Pourtant si l’on établit la possibilité que cette violence se déporte sur le champ politique, l’idée sera balayée d’un revers de la main par nos fats futurologues qui, étalant leur connaissance illimitée du passé, vous apprendront, à vous l’inculte, que : « Les Camerounais ont déjà versé leur sang par le passé, ils sont plus mûrs que cela.» Ainsi est entretenue dans le corps social la conscience que le Cameroun est quelque chose que de mieux que le frère ivoirien, que les mêmes causes ne produisent pas toujours les mêmes effets.

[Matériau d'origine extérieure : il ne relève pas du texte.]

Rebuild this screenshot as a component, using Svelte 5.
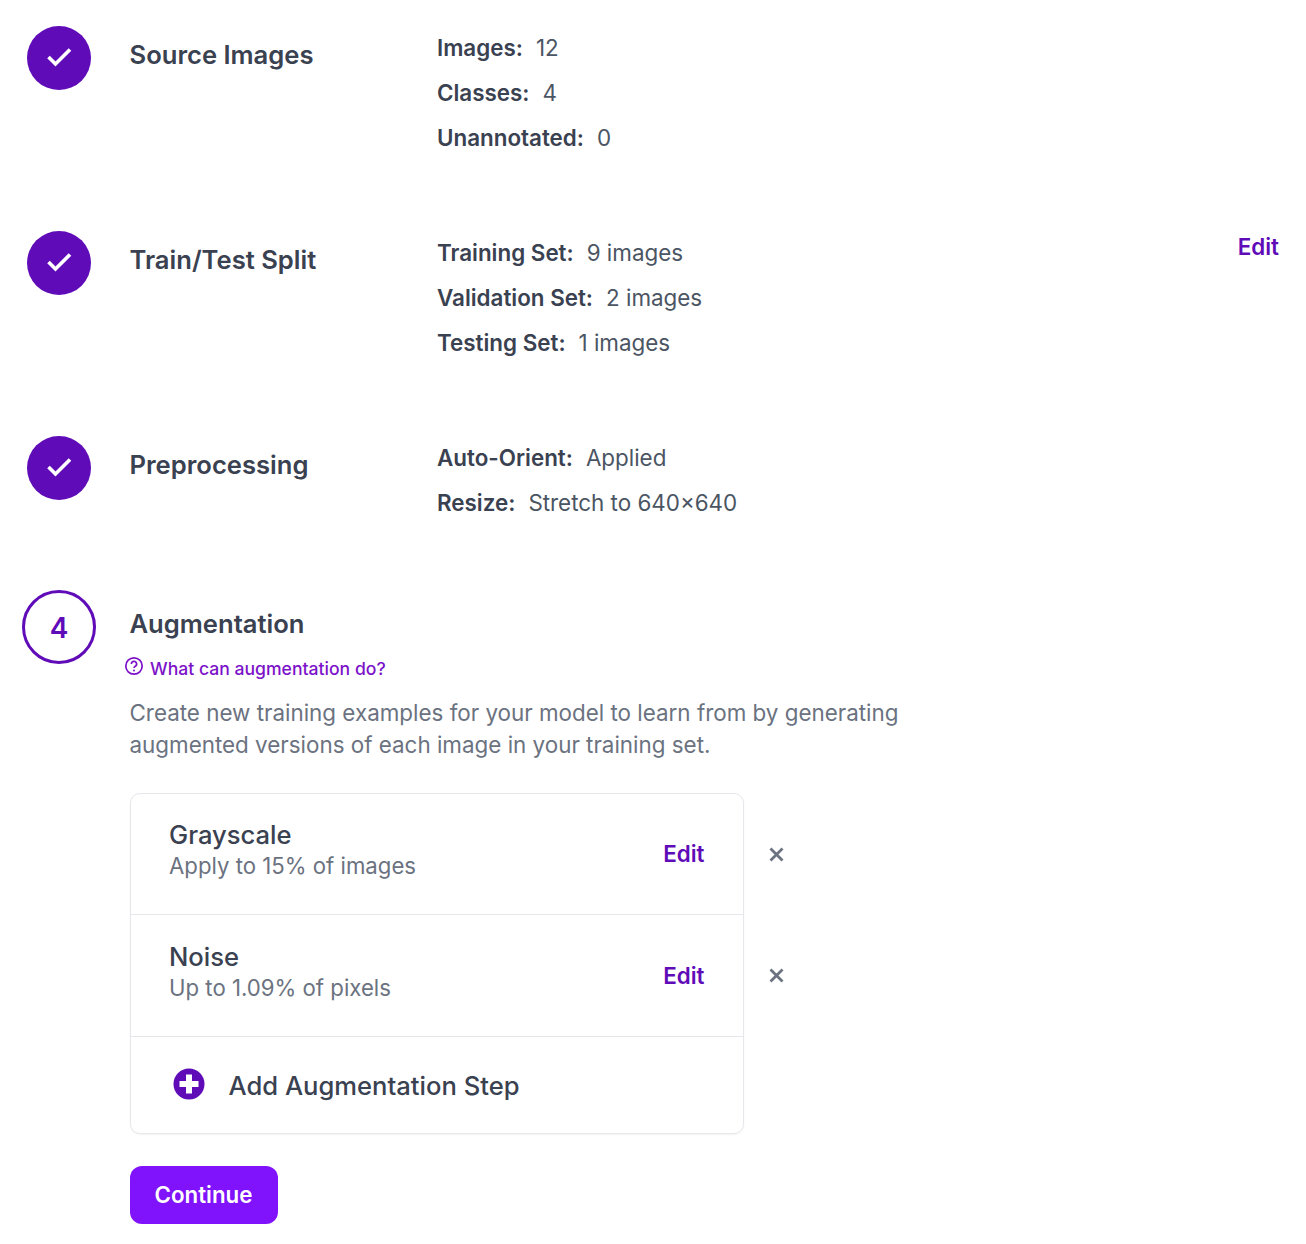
<script>
  const done = [
    {
      title: 'Source Images',
      height: 205,
      stats: [['Images:', '12'], ['Classes:', '4'], ['Unannotated:', '0']],
    },
    {
      title: 'Train/Test Split',
      height: 205,
      edit: true,
      stats: [['Training Set:', '9 images'], ['Validation Set:', '2 images'], ['Testing Set:', '1 images']],
    },
    {
      title: 'Preprocessing',
      height: 155,
      stats: [['Auto-Orient:', 'Applied'], ['Resize:', 'Stretch to 640×640']],
    },
  ];

  const steps = [
    { name: 'Grayscale', detail: 'Apply to 15% of images' },
    { name: 'Noise', detail: 'Up to 1.09% of pixels' },
  ];
</script>

<main class="page">
  {#each done as section (section.title)}
    <section class="step" style="height: {section.height}px">
      <div class="badge">
        <svg width="26" height="26" viewBox="0 0 26 26" fill="none" aria-hidden="true">
          <path d="M2.5 12l7 7L24 4.5" stroke="#fff" stroke-width="3.6" />
        </svg>
      </div>
      <h2>{section.title}</h2>
      <div class="stats">
        {#each section.stats as [label, value] (label)}
          <div class="stat"><b>{label}</b>{value}</div>
        {/each}
      </div>
      {#if section.edit}
        <a class="edit top-edit" href="#edit">Edit</a>
      {/if}
    </section>
  {/each}

  <section class="current">
    <div class="number">4</div>
    <div class="body">
      <h2>Augmentation</h2>
      <a class="help" href="#help">
        <svg width="20" height="20" viewBox="0 0 20 20" fill="none" aria-hidden="true">
          <circle cx="10" cy="10" r="8.2" stroke="#7c12c9" stroke-width="1.7" />
          <path d="M7.4 8a2.6 2.6 0 1 1 3.9 2.2c-.9.5-1.3 1-1.3 1.9" stroke="#7c12c9" stroke-width="1.7" />
          <circle cx="10" cy="14.4" r="1" fill="#7c12c9" />
        </svg>
        What can augmentation do?
      </a>
      <p>Create new training examples for your model to learn from by generating augmented versions of each image in your training set.</p>

      <div class="card">
        {#each steps as step (step.name)}
          <div class="row">
            <div class="info">
              <div class="name">{step.name}</div>
              <div class="detail">{step.detail}</div>
            </div>
            <a class="edit" href="#edit">Edit</a>
            <svg class="remove" width="15" height="15" viewBox="0 0 15 15" fill="none" aria-hidden="true">
              <path d="M1.5 1.5l12 12M13.5 1.5l-12 12" stroke="#6b7280" stroke-width="2.8" />
            </svg>
          </div>
        {/each}
        <div class="add">
          <svg width="32" height="32" viewBox="0 0 32 32" aria-hidden="true">
            <circle cx="16" cy="16" r="15.5" fill="#5f0bb8" />
            <path d="M16 6.5v19M6.5 16h19" stroke="#fff" stroke-width="6" />
          </svg>
          <span>Add Augmentation Step</span>
        </div>
      </div>

      <button type="button">Continue</button>
    </div>
  </section>
</main>

<style>
  :global(body) { background: #fff; }
  .page { width: 1306px; height: 1244px; padding-top: 26px; box-sizing: border-box;
          font-family: Inter, "Liberation Sans", sans-serif; color: #3b4252; overflow: hidden; }

  .step { display: flex; align-items: flex-start; padding-left: 27px; box-sizing: border-box; }
  .badge { width: 64px; height: 64px; border-radius: 50%; background: #5f0bb8; flex-shrink: 0;
           display: flex; align-items: center; justify-content: center; }
  h2 { margin: 0; font-size: 25.6px; line-height: 32px; font-weight: 600; color: #3a4150; }
  .step h2 { width: 307.5px; margin: 13px 0 0 38.5px; flex-shrink: 0; }
  .stats { display: flex; flex-direction: column; flex: 1; margin-top: -1px; }
  .stat { height: 45px; font-size: 22.4px; line-height: 45px; color: #4b5563; }
  .stat b { font-weight: 600; color: #3a4150; margin-right: 13px; }
  .edit { color: #5f0bb8; font-size: 22.4px; font-weight: 600; text-decoration: none; }
  .top-edit { margin: 2px 27px 0 0; }

  .current { display: flex; align-items: flex-start; padding-left: 22px; }
  .number { width: 74px; height: 74px; margin-top: -1px; padding-top: 2px; box-sizing: border-box; border: 3px solid #5f0bb8; border-radius: 50%;
            flex-shrink: 0; display: flex; align-items: center; justify-content: center;
            color: #5f0bb8; font-size: 28px; font-weight: 600; }
  .body { margin-left: 33.5px; width: 800px; padding-top: 17px; }
  .help { display: flex; align-items: center; gap: 6px; margin: 17px 0 0 -5.5px; color: #7c12c9;
          font-size: 17.6px; font-weight: 500; text-decoration: none; line-height: 24px; }
  .help svg { position: relative; top: -3px; }
  p { margin: 16px 0 0; width: 790px; font-size: 22.4px; line-height: 32px; color: #6b7280; }

  .card { width: 614px; margin-top: 32px; box-sizing: border-box; border: 1px solid #e5e7eb; border-radius: 10px;
          box-shadow: 0 1px 2px rgba(0, 0, 0, 0.05); }
  .row { height: 122px; box-sizing: border-box; border-bottom: 1px solid #e5e7eb; padding: 0 38px;
         display: flex; align-items: center; justify-content: space-between; position: relative; }
  .row:first-child { height: 121px; padding-bottom: 2px; }
  .info { padding-bottom: 7px; }
  .name { font-size: 25.6px; line-height: 32px; font-weight: 500; color: #3a4150; margin-left: 0.5px; }
  .detail { font-size: 22.2px; line-height: 30px; color: #6b7280; margin-left: 0.5px; }
  .remove { position: absolute; right: -41px; top: 53px; }
  .add { height: 96px; padding-left: 42px; display: flex; align-items: center; gap: 24px;
         font-size: 25.6px; font-weight: 500; color: #3a4150; }
  .add svg { position: relative; top: -1px; }
  button { display: block; margin-top: 32px; width: 148px; height: 58px; border: 0; border-radius: 12px; padding: 0 0 2px;
           background: #8013fb; color: #fff; font: 600 22.3px Inter, "Liberation Sans", sans-serif; }
</style>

Il se peut faire que ce nouveau septennat se close en effet sur l’ « apathie» coutumière par laquelle on se plait désormais à caractériser les Camerounais. Mais le président Biya ne devrait pas selon nous trop tirer sur cette corde de la suffisance. Plus d’un mois après sa triomphante ré-ré-ré-ré-ré-ré-élection, le nouveau gouvernement n’est toujours pas dévoilé. Il n’y a donc aucun changement dans l’état d’esprit de ceux qui nous gouvernent, ils se savent vraiment en dehors du temps, attendu que celui-ci ne les atteint en aucune façon : année après année, les atours sont toujours plus éclatants, les cheveux plus noirs, la domination plus écrasante…

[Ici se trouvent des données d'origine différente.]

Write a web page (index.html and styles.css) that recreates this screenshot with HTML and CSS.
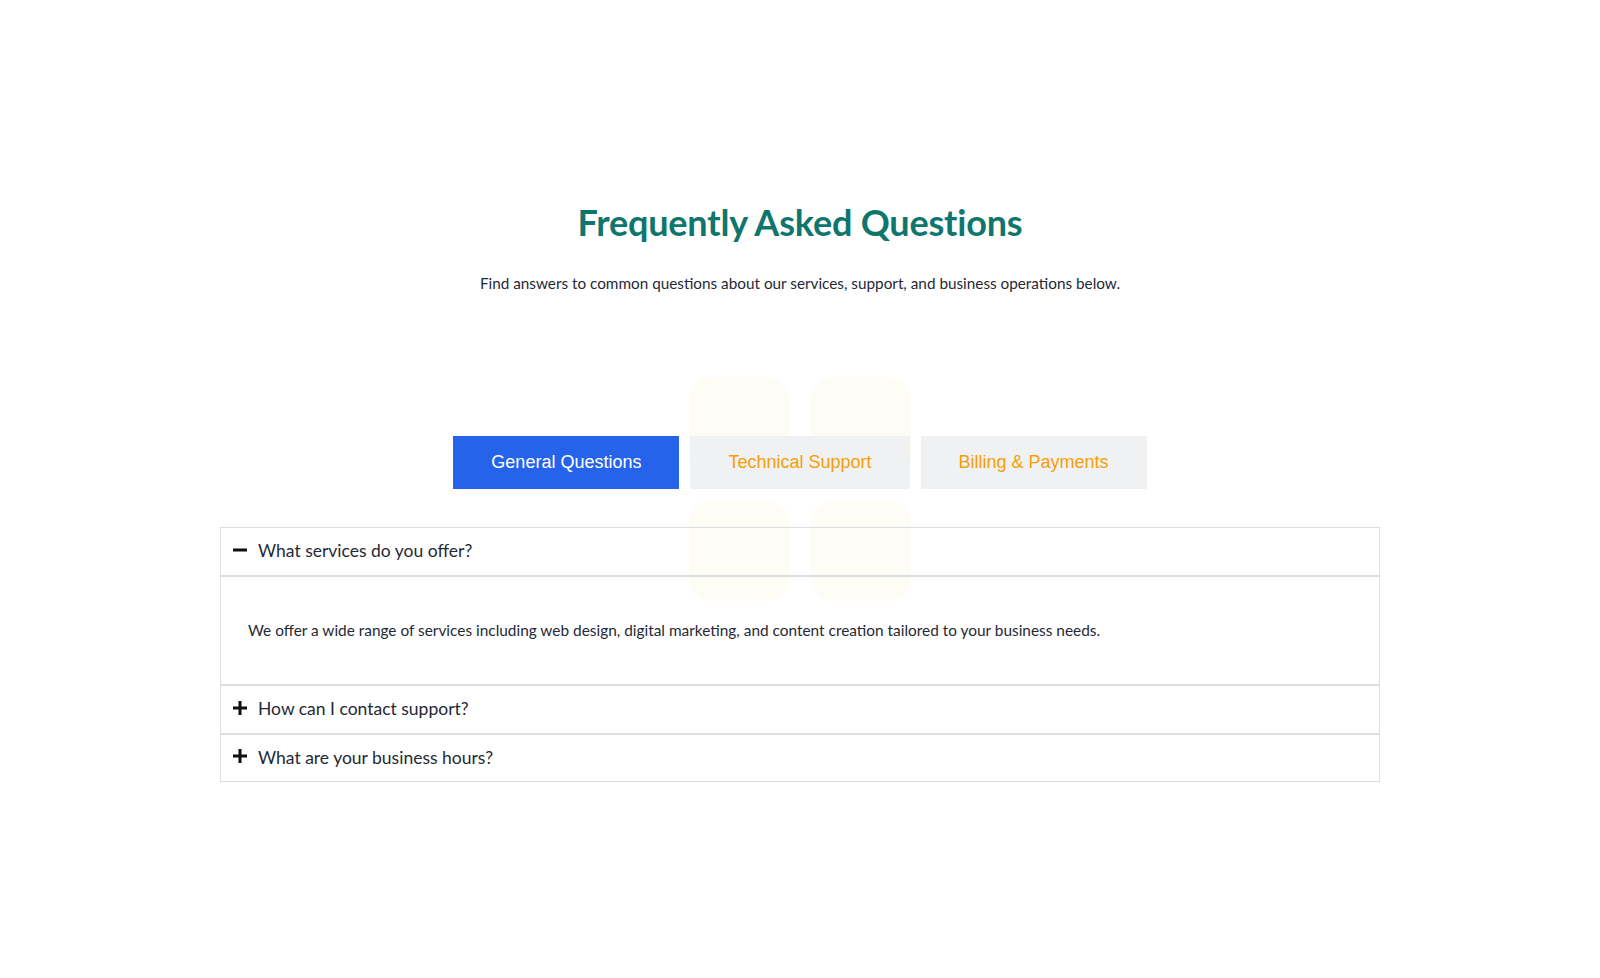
FILE: index.html
```html
<!DOCTYPE html>
<html lang="en">
<head>
<meta charset="utf-8">
<title>Frequently Asked Questions</title>
<link rel="stylesheet" href="styles.css">
</head>
<body>
<section class="faq">
  <header class="faq-head">
    <h1 class="faq-title">Frequently Asked Questions</h1>
    <p class="faq-sub">Find answers to common questions about our services, support, and business operations below.</p>
  </header>

  <div class="tabs-wrap">
    <div class="decor" aria-hidden="true">
      <span class="sq"></span><span class="sq"></span>
      <span class="sq"></span><span class="sq"></span>
    </div>
    <nav class="tabs">
      <button class="tab tab-active">General Questions</button>
      <button class="tab">Technical Support</button>
      <button class="tab">Billing &amp; Payments</button>
    </nav>
  </div>

  <div class="accordion">
    <div class="item open">
      <div class="q">
        <svg class="ic" width="14" height="14" viewBox="0 0 14 14"><rect x="0" y="5.5" width="14" height="3" fill="#111"/></svg>
        <span>What services do you offer?</span>
      </div>
      <div class="a">We offer a wide range of services including web design, digital marketing, and content creation tailored to your business needs.</div>
    </div>
    <div class="item">
      <div class="q">
        <svg class="ic" width="14" height="14" viewBox="0 0 14 14"><rect x="0" y="5.5" width="14" height="3" fill="#111"/><rect x="5.5" y="0" width="3" height="14" fill="#111"/></svg>
        <span>How can I contact support?</span>
      </div>
    </div>
    <div class="item">
      <div class="q">
        <svg class="ic" width="14" height="14" viewBox="0 0 14 14"><rect x="0" y="5.5" width="14" height="3" fill="#111"/><rect x="5.5" y="0" width="3" height="14" fill="#111"/></svg>
        <span>What are your business hours?</span>
      </div>
    </div>
  </div>
</section>
</body>
</html>
```

FILE: styles.css
```css
* { box-sizing: border-box; }

html, body {
  margin: 0;
  padding: 0;
  background: #ffffff;
}

body {
  font-family: Lato, "Noto Sans", sans-serif;
  color: #1f2937;
}

.faq {
  width: 1160px;
  margin: 0 auto;
  padding-top: 200px;
}

.faq-head {
  text-align: center;
}

.faq-title {
  margin: 0;
  font-size: 36px;
  line-height: 44px;
  font-weight: 700;
  color: #0f766e;
  letter-spacing: -0.2px;
}

.faq-sub {
  margin: 27px 0 0;
  font-size: 15.3px;
  line-height: 24px;
  color: #1f2937;
}

.tabs-wrap {
  position: relative;
  margin-top: 141px;
}

.decor {
  position: absolute;
  left: 469px;
  top: -59px;
  display: grid;
  grid-template-columns: 100px 100px;
  grid-auto-rows: 100px;
  gap: 24px 22px;
  z-index: 0;
  pointer-events: none;
}

.sq {
  background: #fdfcf5;
  border-radius: 22px;
}

.tabs {
  position: relative;
  z-index: 1;
  display: flex;
  justify-content: center;
  gap: 11px;
}

.tab {
  border: 0;
  margin: 0;
  padding: 16px 38px;
  font-family: "Liberation Sans", Arial, sans-serif;
  font-size: 18px;
  line-height: 21px;
  background: #f0f1f3;
  color: #f59e0b;
  cursor: pointer;
}

.tab-active {
  background: #2563eb;
  color: #ffffff;
}

.accordion {
  position: relative;
  margin-top: 38px;
  z-index: 0;
}

.q {
  display: flex;
  align-items: center;
  gap: 11px;
  padding: 12px 12px;
  border: 1px solid #dcdee2;
  font-size: 17.5px;
  line-height: 22.8px;
  color: #1f2937;
}

.ic {
  flex: none;
  margin-top: -3px;
}

.a {
  border: 1px solid #dcdee2;
  padding: 42px 27px;
  font-size: 15.4px;
  line-height: 23px;
  color: #1f2937;
}
```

L’on ne peut impunément annoncer le recrutement de 25.000 jeunes, n’en retenir que 25.0000 dont on sait que dix mille recrues au moins détiennent de faux diplômes ou seront disqualifiées par suite d’irrégularités en tous genres. Pourquoi se moquer de ceux qui souffrent ? C’est stupide, méchant et absolument dangereux ! C’est proprement réunir les conditions d’apparition d’un mécontentement populaire. Il faut se méfier d’un peuple qui dort : 2011 (c’était le 11 février, fête de la jeunesse !) a emporté avec sa violence Moubarak ; il ne faudrait pas que 2012, qui aura aussi son lot de surprises politiques, emporte le président Biya que le peuple vient de choisir par acclamation, presque à l’unanimité plus une voix (celle de Dieu). Que monsieur Biya forme un gouvernement ou d’autres que lui pourraient fort bien être tentés de le faire ! L’agenda de la justice populaire ne coïncide pas toujours avec l’agenda électoral : ceci s’étant bien passé, cela peut toujours dégénérer.